EXERCISE AIM
Take the lines from the head of the listing through the one bearing "import React from" and copy them exactly, leaving every picture out.

-*-

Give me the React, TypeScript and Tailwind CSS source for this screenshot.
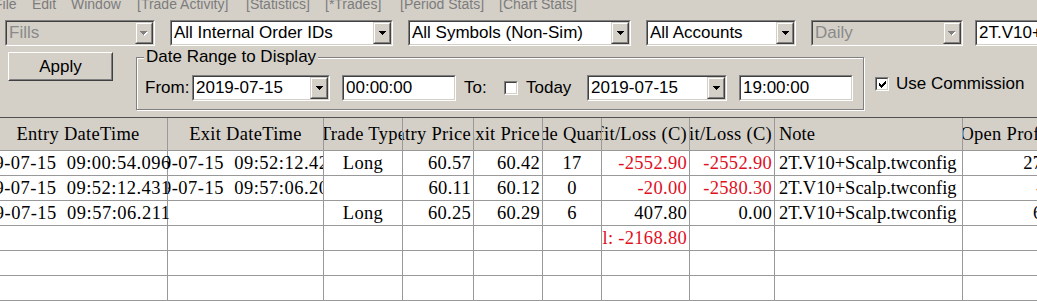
import React from "react";

const menu: [string, string][] = [
  ["File", "w-[38px]"],
  ["Edit", "w-[39px]"],
  ["Window", "w-[66px]"],
  ["[Trade Activity]", "w-[109px]"],
  ["[Statistics]", "w-[79px]"],
  ["[*Trades]", "w-[75px]"],
  ["[Period Stats]", "w-[99px]"],
  ["[Chart Stats]", "w-[100px]"],
];

type Align = "c" | "r" | "l" | "d";

interface Col {
  title: string;
  w: string;
  align: Align;
}

const cols: Col[] = [
  { title: "Entry DateTime", w: "w-[179px]", align: "d" },
  { title: "Exit DateTime", w: "w-[156px]", align: "d" },
  { title: "Trade Type", w: "w-[79px]", align: "c" },
  { title: "Entry Price", w: "w-[71px]", align: "r" },
  { title: "Exit Price", w: "w-[69px]", align: "r" },
  { title: "Trade Quantity", w: "w-[59px]", align: "c" },
  { title: "Profit/Loss (C)", w: "w-[88px]", align: "r" },
  { title: "Cum. Profit/Loss (C)", w: "w-[85px]", align: "r" },
  { title: "Note", w: "w-[188px]", align: "l" },
  { title: "Open Profit (C)", w: "w-[116px]", align: "r" },
];

// value, red?
type Cell = [string, boolean?];

const note = "2T.V10+Scalp.twconfig";

const rows: Cell[][] = [
  [["2019-07-15  09:00:54.096"], ["2019-07-15  09:52:12.429"], ["Long"], ["60.57"], ["60.42"], ["17"], ["-2552.90", true], ["-2552.90", true], [note], ["272.50"]],
  [["2019-07-15  09:52:12.431"], ["2019-07-15  09:57:06.205"], [""], ["60.11"], ["60.12"], ["0"], ["-20.00", true], ["-2580.30", true], [note], ["-8.10", true]],
  [["2019-07-15  09:57:06.211"], [""], ["Long"], ["60.25"], ["60.29"], ["6"], ["407.80"], ["0.00"], [note], ["67.80"]],
  [[""], [""], [""], [""], [""], [""], ["Total: -2168.80", true], [""], [""], [""]],
  [[""], [""], [""], [""], [""], [""], [""], [""], [""], [""]],
  [[""], [""], [""], [""], [""], [""], [""], [""], [""], [""]],
];

const headCls: Record<Align, string> = {
  c: "justify-center tracking-[0.3px]",
  d: "justify-center tracking-[0.3px]",
  r: "justify-end pr-[2px] tracking-[0.3px]",
  l: "justify-start pl-[4px]",
};

const cellCls: Record<Align, string> = {
  c: "justify-center tracking-[0.3px]",
  d: "justify-center pr-[20px] tracking-[0.5px]",
  r: "justify-end pr-[2px] tracking-[0.3px]",
  l: "justify-start pl-[4px]",
};

function Sunken({ className = "", children }: { className?: string; children?: React.ReactNode }) {
  return (
    <div className={`shrink-0 border border-t-[#808080] border-l-[#808080] border-b-white border-r-white ${className}`}>
      <div className="h-full flex border border-t-[#404040] border-l-[#404040] border-b-[#d4d0c8] border-r-[#d4d0c8]">
        {children}
      </div>
    </div>
  );
}

function Arrow({ disabled }: { disabled?: boolean }) {
  if (disabled) {
    return (
      <svg width="8" height="5" viewBox="0 0 8 5" shapeRendering="crispEdges">
        <path d="M1 1h7v1H1zM2 2h5v1H2zM3 3h3v1H3zM4 4h1v1H4z" fill="#ffffff" />
        <path d="M0 0h7v1H0zM1 1h5v1H1zM2 2h3v1H2zM3 3h1v1H3z" fill="#808080" />
      </svg>
    );
  }
  return (
    <svg width="7" height="4" viewBox="0 0 7 4" shapeRendering="crispEdges">
      <path d="M0 0h7v1H0zM1 1h5v1H1zM2 2h3v1H2zM3 3h1v1H3z" fill="#000000" />
    </svg>
  );
}

function Combo({ className, text, disabled }: { className: string; text: string; disabled?: boolean }) {
  return (
    <Sunken className={`h-[26px] ${className}`}>
      <div
        className={`flex-1 flex items-center pl-[2px] overflow-hidden whitespace-nowrap ${
          disabled ? "bg-[#d4d0c8] text-[#8a8a8a]" : "bg-white text-black"
        }`}
      >
        {text}
      </div>
      <div className="w-[18px] h-full border border-t-[#d4d0c8] border-l-[#d4d0c8] border-b-[#404040] border-r-[#404040]">
        <div className="h-full flex items-center justify-center bg-[#d4d0c8] border border-t-white border-l-white border-b-[#808080] border-r-[#808080]">
          <Arrow disabled={disabled} />
        </div>
      </div>
    </Sunken>
  );
}

function CheckBox({ checked }: { checked?: boolean }) {
  return (
    <Sunken className="w-[14px] h-[14px]">
      <div className="flex-1 bg-white flex items-center justify-center">
        {checked && (
          <svg width="7" height="7" viewBox="0 0 7 7" shapeRendering="crispEdges">
            <path d="M6 0h1v3H6zM5 1h1v3H5zM4 2h1v3H4zM3 3h1v3H3zM2 4h1v3H2zM1 3h1v3H1zM0 2h1v3H0z" fill="#000" />
          </svg>
        )}
      </div>
    </Sunken>
  );
}

export default function App() {
  return (
    <div className="w-[1037px] h-[301px] overflow-hidden bg-[#d4d0c8] font-['Liberation_Sans',Arial,sans-serif] text-[17px] leading-[20px] text-black">
      {/* menu strip, scrolled partly off the top */}
      <div className="h-[20px] overflow-hidden">
        <div className="flex -ml-[6px] -mt-[4px] text-[14px] leading-[16px] text-[#7c7c7c] whitespace-nowrap">
          {menu.map(([m, w]) => (
            <span key={m} className={`${w} shrink-0`}>
              {m}
            </span>
          ))}
        </div>
      </div>

      {/* filter combos */}
      <div className="flex gap-[15px] pl-[5px] h-[26px]">
        <Combo className="w-[150px]" text="Fills" disabled />
        <Combo className="w-[223px]" text="All Internal Order IDs" />
        <Combo className="w-[223px]" text="All Symbols (Non-Sim)" />
        <Combo className="w-[150px]" text="All Accounts" />
        <Combo className="w-[152px]" text="Daily" disabled />
        <Sunken className="h-[26px] w-[120px] -ml-[3px]">
          <div className="flex-1 bg-white flex items-center pl-[2px] overflow-hidden whitespace-nowrap">2T.V10+Scalp.twconfig</div>
        </Sunken>
      </div>

      {/* apply + date range */}
      <div className="flex items-start h-[71px]">
        <button className="ml-[8px] mt-[6px] w-[105px] h-[29px] border border-t-white border-l-white border-b-[#404040] border-r-[#404040]">
          <div className="h-full flex items-center justify-center border border-t-[#d4d0c8] border-l-[#d4d0c8] border-b-[#808080] border-r-[#808080]">
            Apply
          </div>
        </button>

        <fieldset className="ml-[23px] mt-[1px] w-[728px] border border-[#808080] shadow-[inset_1px_1px_0_#ffffff,1px_1px_0_#ffffff] pl-[8px] pr-0 pt-[8px] pb-[8px]">
          <legend className="-ml-[1px] px-[2px] bg-[#d4d0c8] leading-[20px]">Date Range to Display</legend>
          <div className="flex items-center h-[26px] whitespace-nowrap">
            <span className="w-[47px]">From:</span>
            <Combo className="w-[138px]" text="2019-07-15" />
            <Sunken className="ml-[12px] h-[26px] w-[114px]">
              <div className="flex-1 bg-white flex items-center pl-[2px]">00:00:00</div>
            </Sunken>
            <span className="ml-[8px] w-[40px]">To:</span>
            <CheckBox />
            <span className="ml-[8px] w-[61px]">Today</span>
            <Combo className="w-[140px]" text="2019-07-15" />
            <Sunken className="ml-[12px] h-[26px] w-[114px]">
              <div className="flex-1 bg-white flex items-center pl-[2px]">19:00:00</div>
            </Sunken>
          </div>
        </fieldset>

        <div className="ml-[11px] mt-[28px] h-[20px] flex items-center gap-[7px] whitespace-nowrap">
          <CheckBox checked />
          <span>Use Commission</span>
        </div>
      </div>

      {/* trades grid */}
      <div className="-ml-[11px] w-[1090px] font-['Liberation_Serif','Times_New_Roman',serif] text-[18.5px] leading-[22px]">
        <div className="flex h-[34px] bg-[#d4d0c8] border-t border-t-[#505050] border-b border-b-[#999999]">
          {cols.map((c, j) => (
            <div
              key={c.title}
              className={`${c.w} shrink-0 h-full flex items-center overflow-hidden whitespace-nowrap border-r border-r-[#999999] ${headCls[c.align]}`}
            >
              <span className={`shrink-0 ${j === 9 ? "-mr-[5px]" : ""}`}>{c.title}</span>
            </div>
          ))}
        </div>
        {rows.map((r, i) => (
          <div key={i} className="flex h-[25px] bg-white border-b border-b-[#999999]">
            {r.map(([v, red], j) => (
              <div
                key={j}
                className={`${cols[j].w} shrink-0 h-full flex items-center whitespace-pre border-r border-r-[#999999] ${
                  j === 0 ? "overflow-visible" : "overflow-hidden"
                } ${cellCls[cols[j].align]} ${red ? "text-[#e0101e]" : "text-black"}`}
              >
                <span className="shrink-0">{v}</span>
              </div>
            ))}
          </div>
        ))}
      </div>
    </div>
  );
}
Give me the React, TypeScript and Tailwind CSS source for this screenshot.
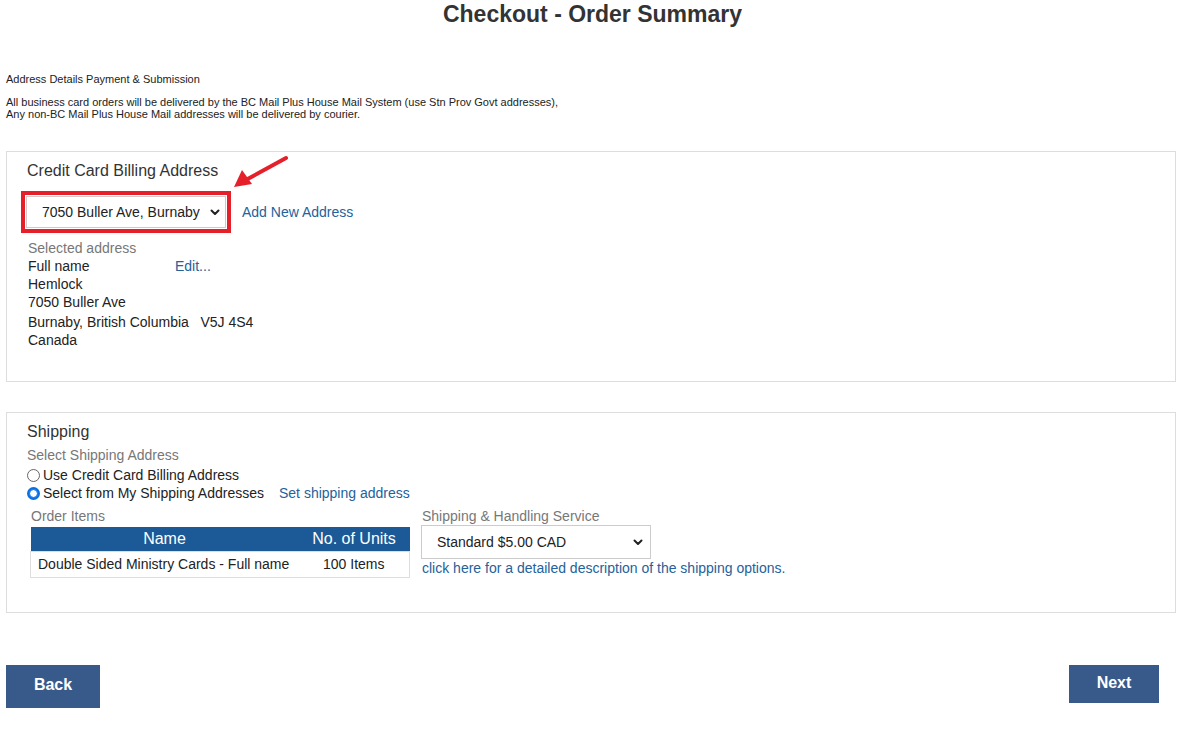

-*-

THE REPLY
Give me the React, TypeScript and Tailwind CSS source for this screenshot.
import React from "react";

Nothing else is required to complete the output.